近鉄大和八木駅(奈良県橿原市)とJR新宮駅を結ぶ、高速道路を走らない路線バスとしては日本一の走行距離と走行時間を誇る奈良交通八木新宮線(八木新宮特急バス)は、国道168号折立橋(十津川村折立)の崩落などで一部区間が運転できない状態となっていたが、折立橋の仮復旧や五條市大塔町〜十津川村長殿間の通行規制が緩和されたことなどにより、11月1日に全線運行を再開した。ただし、迂回運行区間が残っているため、現在でも一部の停留所は通過扱いとなっている[58]。
名古屋市南区の名古屋市総合体育館(日本ガイシアリーナ)で強風によりステンレス製の屋根が幅20メートル、長さ50メートルに渡って剥がれたため営業を中止[59]。三重県では、紀宝町立相野谷小学校、紀宝町立成川小学校、御浜町立阿田和小学校、熊野市立飛鳥小学校など11の小中高校で浸水被害を受けた[60]。特に、三重県立紀南高等学校では近くを流れる尾呂志川(おろしがわ)が氾濫し1階部分が2m冠水、床一面が泥に覆われ、黒板や教科書など教具が流されてしまい、パーソナルコンピュータ70台が廃棄処分となった[61]。
台風の接近に伴い、第9回AAAアジア野球選手権大会決勝ラウンドの試合を繰り上げることとなった[62]。最終日についても上位チームの順位決定を優先する措置がとられ、優勝決定戦・3位決定戦の時間が早められた[63]。
フジサンケイクラシックは、大雨の影響で初日が中止となった[64]。
9月3日に鈴鹿サーキットで開催される予定だったフォーミュラ・ニッポン第5戦が中止となった[65]。
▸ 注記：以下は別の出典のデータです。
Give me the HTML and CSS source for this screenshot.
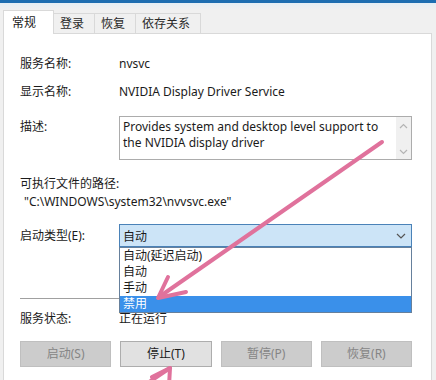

9月2日、甲子園球場とマツダスタジアムで予定されていた2試合が、翌3日は甲子園球場の1試合が台風の影響で中止となった[66]。なお、京セラドーム大阪の試合は通常通り開催された。
9月3日に開催された第91回天皇杯全日本サッカー選手権大会1回戦の鈴鹿市、鳥取市、福山市、鳴門市で予定されていた試合が順延された[67]。
9月3日に予定されていた、第54回オールスター競輪(岐阜競輪場)4日目が中止・順延となった[68]。
開催場の中で9月2日は津、住之江、鳴門の各競艇場が全レース中止。また蒲郡は7レース以降、常滑は10レース以降のレースを中止。9月3日は蒲郡、常滑、津、三国、住之江、鳴門、丸亀、宮島、福岡が全レースを中止。
9月1日に埼玉県川口市で行われる予定だった首都圏9都県市の合同防災訓練は、大雨の影響により中止となった[69]。神奈川県松田町では、9月4日に計画していた総合防災訓練が1980年の開始以来初めて中止となった[70]。